Q&A: Bob Muglia on Microsoft's Dynamic Systems Initiative, autonomic computing

He believes companies will adopt DSI once they see value in the effort

Bob Muglia, senior vice president for enterprise management and storage at Microsoft Corp. helped define Microsoft's Dynamic Systems Initiative (DSI) and Systems Definition Model and their place in the emerging market for autonomic computing products. He spoke with Computerworld's Matt Hamblen and Carol Sliwa on Oct. 6 about Microsoft's plans and how they differ from initiatives launched by other companies, such as IBM.

What makes Microsoft's DSI better than autonomic products from other vendors? The key distinction ... is that we are looking at what we can do to the developer tools to make it easy to build applications that later on can be managed through the operations part of the life cycle. When IBM talks about autonomic computing, they often talk about the resource-balancing nature of it, and that is something we are also focused on. However, I am less concerned about the use of computer resources in a data center and more concerned about the people cost of developing, deploying and operating applications. So by capturing management knowledge at the development stage of an application as we do, there's a lot to be done to lower the cost of operating these systems.

Is DSI going to be synonymous with Web services management? Is it more? It's not synonymous with Web services management. It's very helpful for Web services management, and yes, it is more than Web services management. The whole idea of DSI is, Can you create a model for what a system looks like? For example, Active Directory is not Web services-based, but I sure would like it to be managed through DSI. I sure would like a System Definition Model to describe the Active Directory environment. Modeling tools would be helpful for such pre-existing applications as Active Directory, SQL Server or Exchange, because Exchange is a multitiered application split across many machines. DSI applies more to the overall Windows environment, with Web services a piece of it.

When they hear of autonomic tools such as on-demand and now DSI, enterprise network managers sometimes say, "Why weren't the vendors doing that 15 years ago?" They are asking, "Why didn't you do this 10 years ago?" Before DSI, all the management vendors were providing products late, with poor and fair degrees of success. It's not because they did a bad job, but they were trying to manage things not fundamentally manageable. The first thing the Active Directory team learned when they built their management pack was AD wasn't manageable.

What are you going to do to get customers interested in the DSI concept in this economy? People have to see value in technology producing business results. If you have got pre-existing systems that are running, in a lot of senses the cheapest thing you can do is continue to run them and not make changes.

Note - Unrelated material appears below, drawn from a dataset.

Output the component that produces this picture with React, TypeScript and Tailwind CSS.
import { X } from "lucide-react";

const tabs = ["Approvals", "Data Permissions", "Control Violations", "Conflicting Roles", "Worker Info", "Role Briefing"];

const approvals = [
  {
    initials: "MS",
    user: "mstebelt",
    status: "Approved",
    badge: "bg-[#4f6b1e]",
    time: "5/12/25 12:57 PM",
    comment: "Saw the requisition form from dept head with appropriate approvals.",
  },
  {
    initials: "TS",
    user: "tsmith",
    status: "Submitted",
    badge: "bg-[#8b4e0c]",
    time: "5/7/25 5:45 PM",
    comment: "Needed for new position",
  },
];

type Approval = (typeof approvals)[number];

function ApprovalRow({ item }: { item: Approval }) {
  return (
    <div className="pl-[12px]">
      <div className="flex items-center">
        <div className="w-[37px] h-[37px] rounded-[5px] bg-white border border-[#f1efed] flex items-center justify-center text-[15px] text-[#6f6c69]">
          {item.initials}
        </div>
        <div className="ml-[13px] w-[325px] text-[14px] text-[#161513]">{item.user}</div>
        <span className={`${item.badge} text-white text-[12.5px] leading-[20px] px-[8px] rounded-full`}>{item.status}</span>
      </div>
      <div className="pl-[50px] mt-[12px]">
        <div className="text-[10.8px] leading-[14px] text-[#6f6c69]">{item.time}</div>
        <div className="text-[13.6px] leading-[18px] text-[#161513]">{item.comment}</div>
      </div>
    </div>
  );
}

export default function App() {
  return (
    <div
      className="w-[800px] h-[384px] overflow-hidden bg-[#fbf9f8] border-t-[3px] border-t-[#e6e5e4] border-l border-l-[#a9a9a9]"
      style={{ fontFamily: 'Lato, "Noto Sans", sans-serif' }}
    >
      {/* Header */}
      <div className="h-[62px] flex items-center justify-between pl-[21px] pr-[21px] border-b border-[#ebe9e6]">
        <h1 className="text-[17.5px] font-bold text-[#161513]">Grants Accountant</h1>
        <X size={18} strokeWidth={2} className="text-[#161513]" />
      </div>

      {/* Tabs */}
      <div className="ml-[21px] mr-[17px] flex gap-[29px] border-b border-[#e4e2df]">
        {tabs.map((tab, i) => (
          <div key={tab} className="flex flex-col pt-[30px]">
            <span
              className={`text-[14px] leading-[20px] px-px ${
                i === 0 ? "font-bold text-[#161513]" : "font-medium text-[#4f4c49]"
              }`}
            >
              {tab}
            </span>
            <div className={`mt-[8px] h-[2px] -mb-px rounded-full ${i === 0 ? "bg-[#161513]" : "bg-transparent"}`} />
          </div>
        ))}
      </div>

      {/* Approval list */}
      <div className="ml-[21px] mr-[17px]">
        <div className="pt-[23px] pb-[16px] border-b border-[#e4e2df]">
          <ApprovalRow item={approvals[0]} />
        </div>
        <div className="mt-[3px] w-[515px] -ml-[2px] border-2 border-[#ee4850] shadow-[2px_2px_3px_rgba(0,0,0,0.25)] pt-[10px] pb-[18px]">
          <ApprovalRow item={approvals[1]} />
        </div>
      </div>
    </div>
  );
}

You'll always incur cost when you make change, and the change doesn't always benefit you the way you want. The fundamental thing is that the technology is delivering some level of business value.

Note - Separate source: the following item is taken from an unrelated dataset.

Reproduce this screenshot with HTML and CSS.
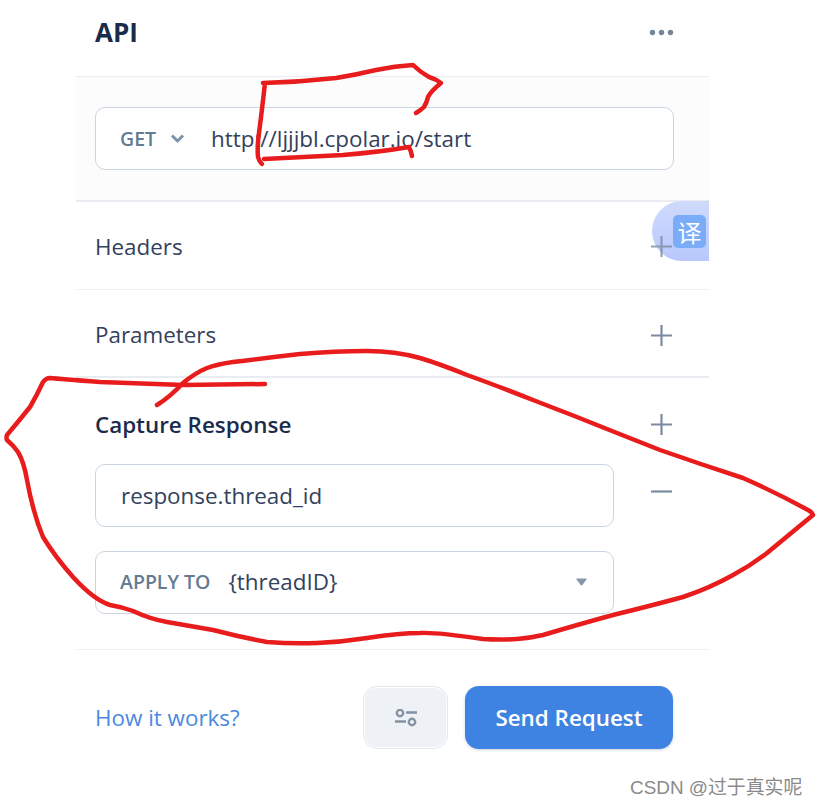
FILE: index.html
```
<!DOCTYPE html>
<html lang="en">
<head>
<meta charset="utf-8">
<title>API</title>
<link rel="stylesheet" href="styles.css">
</head>
<body>
<div class="page">
  <main class="panel">
    <header class="panel-head">
      <h1 class="title">API</h1>
      <svg class="dots" width="25" height="7" viewBox="0 0 25 7"><circle cx="3.5" cy="3.5" r="2.7"/><circle cx="12.5" cy="3.5" r="2.7"/><circle cx="21.5" cy="3.5" r="2.7"/></svg>
    </header>
    <section class="url-section">
      <div class="field url-field">
        <span class="method">GET</span>
        <svg class="chevron" width="15" height="11" viewBox="0 0 15 11"><path d="M2 2.5l5.5 5.5 5.5-5.5"/></svg>
        <span class="value url-value">http://ljjjbl.cpolar.io/start</span>
      </div>
    </section>
    <section class="row">
      <span class="row-label">Headers</span>
      <svg class="sign plus-top" width="21" height="21" viewBox="0 0 21 21"><path d="M0 10.5h21M10.5 0v21"/></svg>
    </section>
    <section class="row row-thick">
      <span class="row-label">Parameters</span>
      <svg class="sign" width="21" height="21" viewBox="0 0 21 21"><path d="M0 10.5h21M10.5 0v21"/></svg>
    </section>
    <section class="capture">
      <div class="capture-head">
        <span class="row-label strong">Capture Response</span>
        <svg class="sign" width="21" height="21" viewBox="0 0 21 21"><path d="M0 10.5h21M10.5 0v21"/></svg>
      </div>
      <div class="capture-line">
        <div class="field capture-field"><span class="value">response.thread_id</span></div>
        <svg class="sign" width="21" height="21" viewBox="0 0 21 21"><path d="M0 10.5h21"/></svg>
      </div>
      <div class="capture-line">
        <div class="field capture-field apply-field">
          <span class="method apply">APPLY TO</span>
          <span class="value">{threadID}</span>
          <svg class="caret" width="11" height="8" viewBox="0 0 11 8"><path d="M1 0.5h9q1 0 .4 1l-4 5.500q-.9 .9-1.800 0l-4-5.500q-.6-1 .4-1z"/></svg>
        </div>
      </div>
    </section>
    <footer class="panel-foot">
      <a class="help" href="#">How it works?</a>
      <div class="actions">
        <button class="btn-settings" type="button" aria-label="Settings">
          <svg width="24" height="18" viewBox="0 0 24 18"><g><circle cx="6" cy="4" r="3.200"/><path d="M12 3.500h11M1 12.500h11"/><circle cx="18" cy="13" r="3.200"/></g></svg>
        </button>
        <button class="btn-send" type="button">Send Request</button>
      </div>
    </footer>
  </main>

  <div class="translate"><span class="translate-icon">译</span></div>

  <svg class="scribble" width="817" height="808" viewBox="0 0 817 808">
    <path d="M416 113Q421 110 424 107Q427 102 428 97Q431 91 441 83Q436 79 429 77Q420 72 413 65Q395 66 376 70Q355 75 336 78Q300 82 263 83M265 83Q262 110 259 133Q257 147 258 157Q259 161 262 164"/>
    <path d="M264 159L343 155Q380 152 409 147Q411 151 412 156"/>
    <path d="M265 384L183 385L100 382Q60 379 50 378Q46 378 43 382Q37 395 30 407Q18 422 7 435Q6 438 7 440Q14 446 18 452Q24 462 27 480Q33 513 43 537Q56 558 73 577Q94 600 110 605Q122 607 133 611Q150 619 167 622L213 630Q240 637 267 642Q292 644 317 643Q342 642 367 638Q400 633 420 633Q435 632 483 639Q500 640 517 639Q530 638 543 635Q580 624 613 615Q650 606 683 597Q710 588 733 575Q750 566 767 553Q790 534 813 515Q812 512 808 510Q775 492 743 478Q700 464 660 450Q640 442 617 433Q575 416 533 400Q495 385 467 375Q440 364 420 358Q395 351 367 351Q335 351 300 354Q265 358 233 362Q218 364 207 368Q195 373 183 383Q170 397 157 405"/>
  </svg>

  <div class="watermark">CSDN @过于真实呢</div>
</div>
</body>
</html>
```
FILE: styles.css
```
* { box-sizing: border-box; }
html, body { margin: 0; padding: 0; background: #fff; }
body { font-family: "Open Sans", "Noto Sans", sans-serif; color: #33415c; }

.page { position: relative; width: 817px; height: 808px; overflow: hidden; }
.panel { width: 633px; margin-left: 76px; }

.panel-head {
  height: 77px;
  padding: 0 35px 0 19px;
  display: flex;
  align-items: center;
  justify-content: space-between;
  border-bottom: 1px solid #e9edf2;
}
.title { margin: 0; font-size: 26px; font-weight: 700; line-height: 36px; color: #1a2b4b; position: relative; top: -6px; }
.dots { fill: #74869a; position: relative; top: -6px; }

.url-section {
  padding: 30px 35px 30px 19px;
  background: #fcfcfc;
  border-bottom: 2px solid #e9edf2;
}
.field {
  height: 63px;
  display: flex;
  align-items: center;
  padding: 0 25px;
  background: #fff;
  border: 1px solid #cbd5e0;
  border-radius: 10px;
}
.method { margin-left: -1px; font-size: 19.500px; font-weight: 600; color: #667a92; }
.chevron { margin-left: 14px; fill: none; stroke: #7f93a8; stroke-width: 3; }
.value { font-size: 22.400px; color: #33415c; }
.url-value { margin-left: 26px; }

.row {
  height: 88px;
  padding: 2px 37px 0 19px;
  display: flex;
  align-items: center;
  justify-content: space-between;
  border-bottom: 1px solid #edf0f4;
}
.row-thick { border-bottom: 2px solid #e9edf2; padding-top: 3px; }
.row-label { font-size: 22.400px; color: #33415c; }
.row-label.strong { font-weight: 600; color: #1a2b4b; }
.sign { flex: none; fill: none; stroke: #7a8ca0; stroke-width: 2.2; }
.row-thick .sign { margin-top: 2px; }
.plus-top { position: relative; z-index: 2; opacity: .8; }

.capture {
  padding: 0 37px 35px 19px;
  border-bottom: 1px solid #edf0f4;
}
.capture-head {
  height: 86px;
  padding-top: 6px;
  display: flex;
  align-items: center;
  justify-content: space-between;
}
.capture-line {
  display: flex;
  align-items: center;
  justify-content: space-between;
}
.capture-line + .capture-line { margin-top: 24px; }
.capture-field { width: 519px; flex: none; }
.apply-field { padding-bottom: 2px; }
.capture-line .sign { margin-bottom: 9px; }
.apply { margin-right: 18px; }
.caret { margin-left: auto; margin-right: 1px; fill: #8697ab; }

.panel-foot {
  padding: 36px 36px 0 19px;
  display: flex;
  align-items: center;
  justify-content: space-between;
}
.help { font-size: 22.400px; color: #4a8ae0; text-decoration: none; }
.actions { display: flex; gap: 17px; }
.btn-settings {
  width: 85px;
  height: 63px;
  padding: 0;
  display: flex;
  align-items: center;
  justify-content: center;
  background: #eef2f6;
  border: 1px solid #e2e8f0;
  box-shadow: inset 0 0 0 1px #fff;
  border-radius: 14px;
}
.btn-settings g { fill: none; stroke: #8593a5; stroke-width: 2.400; }
.btn-send {
  width: 208px;
  height: 63px;
  padding: 0;
  border: 0;
  border-radius: 14px;
  background: #3f83e2;
  box-shadow: 0 1px 3px rgba(40, 70, 120, .25);
  font-family: inherit;
  font-size: 22.400px;
  font-weight: 600;
  color: #fff;
}

.translate {
  position: absolute;
  left: 652px;
  top: 201px;
  width: 57px;
  height: 60px;
  padding: 14px 3px 0 21px;
  border-radius: 30px 0 0 30px;
  background: linear-gradient(180deg, #cfdafb, #b9c8fd);
}
.translate-icon {
  display: block;
  width: 33px;
  height: 33px;
  border-radius: 5px;
  background: #7aacf8;
  color: #fff;
  font-family: "Noto Sans CJK SC", sans-serif;
  font-size: 24px;
  line-height: 33px;
  text-align: center;
}

.scribble { position: absolute; left: 0; top: 0; pointer-events: none; fill: none; stroke: #e81c1c; stroke-width: 4.500; stroke-linecap: round; stroke-linejoin: round; }

.watermark {
  position: absolute;
  left: 630px;
  top: 776px;
  font-family: "Liberation Sans", "Noto Sans CJK SC", sans-serif;
  font-size: 18.900px;
  line-height: 24px;
  color: #8a8a8a;
  white-space: nowrap;
}
```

You generate excitement for DSI by making sure people understand that this is the place where they can deliver business value, and in the process, they can roll out applications more quickly and manage them more effectively. As a platform vendor, we think holistically about that. We think about enhancing development tools, what we do in the operating system, what we do within the management pieces, and we think there's a lot of advantage in having that top-to-bottom approach.

What is the revenue potential of DSI for Microsoft? I can talk about what our objectives are, and our objectives are to provide a better environment for people in the Windows platform. That is our primary objective. It's not revenue-driven in the sense of driving revenue for management tools, but focused on making Windows server more competitive in the marketplace. The objectives of the Microsoft Enterprise Management Division are, first and foremost, to make Windows the most manageable platform, and second, build an ecosystem around Windows and management, and third, generate incremental revenue and build products.

By making Windows better, that is the foundation of what we need to do to grow our business. Honestly, although the Microsoft management applications, MOM and SMS, are a substantive business for the company, they really have a tertiary role relative to those other two objectives.